If councils plan to allow discharges, they have two tools available. They can introduce rules for specified discharge activities to be permitted in their Regional Plan (generally appropriate for low-risk activities).

Alternatively, councils can use resource consents. These allow discharges on a case-by-case basis for a set term (1-35 years), with tailored conditions.

Importantly, for both tools, councils can only allow discharges that will not breach certain minimum water quality standards.

Before introducing a permitted activity rule, councils must be satisfied that specified effects (such as significant adverse effects on aquatic life) are not likely to result. Similarly, under section 107, (as it was until now), a council could not issue a consent for a discharge, if, once mixed, it would be likely to give rise to those same effects.

Lake Taupō is a success story about pollution control and improved freshwater quality, but the situation in Canterbury is nothing like that, writes Anna Sintenie.
Lake Taupō is a success story about pollution control and improved freshwater quality, but the situation in Canterbury is nothing like that, writes Anna Sintenie.

The few exceptions where councils can issue consents which cross these minimum standards are: exceptional circumstances, where discharge is temporary, or when the discharge is part of necessary maintenance works. But, for the first time in RMA history, Parliament has expanded the exceptions, risking the clarity and integrity of the minimum standards, in the very waterways where pollution is causing significant effects on aquatic life.

This comes following a recent High Court case taken by the Environmental Law Initiative (ELI). Here is what happened.

Concerned by the already polluted state of the Hakatere river and hāpua, ELI applied for judicial review of ECan’s decision to grant a discharge consent to Ashburton Lyndhurst Irrigation Ltd (ALIL).

ALIL’s participating farms collectively cover over 33,000 hectares between the Hakatere and Rakaia Rivers on the Canterbury plains. ELI challenged Ecan’s decision to allow the discharge of nutrients from farming activities, particularly excess nitrogen wasted to groundwater, from intensive agriculture such as dairying.

The case was heard in May 2023. In March this year, the High Court found in ELI’s favour; the Council’s decision to grant the resource consent was based on a material error of law.

Justice Mander highlighted that “the past and current land use practices of the irrigation scheme were found by the Commissioner to have contributed to significant adverse cumulative effects on the lower reaches of the Hakatere/Ashburton River and hāpua, and specifically on the aquatic life of that particular area.”

The High Court revoked the unlawfully issued consent and directed ECan to rehear ALIL’s application, this time with proper regard to s107. The decision has been appealed by ECan and ALIL.

‘Big farm’ lobbyists wrote to ministers almost immediately, and by August, the coalition Government announced it would amend s107.

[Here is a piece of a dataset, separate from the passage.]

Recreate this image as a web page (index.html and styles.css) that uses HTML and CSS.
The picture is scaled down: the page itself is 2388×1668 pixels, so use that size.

However, instead of usual parliamentary process, the law change slipped into an existing Bill already at select committee stage: the Resource Management Freshwater (and Other Matters) Amendment Bill. This meant the amendment progressed without consultation, Treaty impact analysis, or even submissions.

RMA Reform Minister Chris Bishop slipped up by referring to amendments added to a Bill already referred to select committee as “quick and dirty”, writes Anna Sintenie.
RMA Reform Minister Chris Bishop slipped up by referring to amendments added to a Bill already referred to select committee as “quick and dirty”, writes Anna Sintenie.

A last-minute add-on to Parliament’s Primary Production Select Committee report, shows the change was instead made on request by “several primary industry submitters”.

At second reading, RMA reform Minister Chris Bishop commended the amendments. He called them “quick and dirty”.

By this means, the Government completely evaded usual law-making process, removing any opportunity for the public to have a say. Not only has the Government expanded scope for consents to pollute, outside of minimum standards, but it is also undermining democratic law-making.

To protect the health of our waterways for generations to come, we need leadership from Government and councils, which recognises that pollution cannot be papered over by changing laws. It is either there or it is not. We would do well to learn from the successes of Lake Taupō.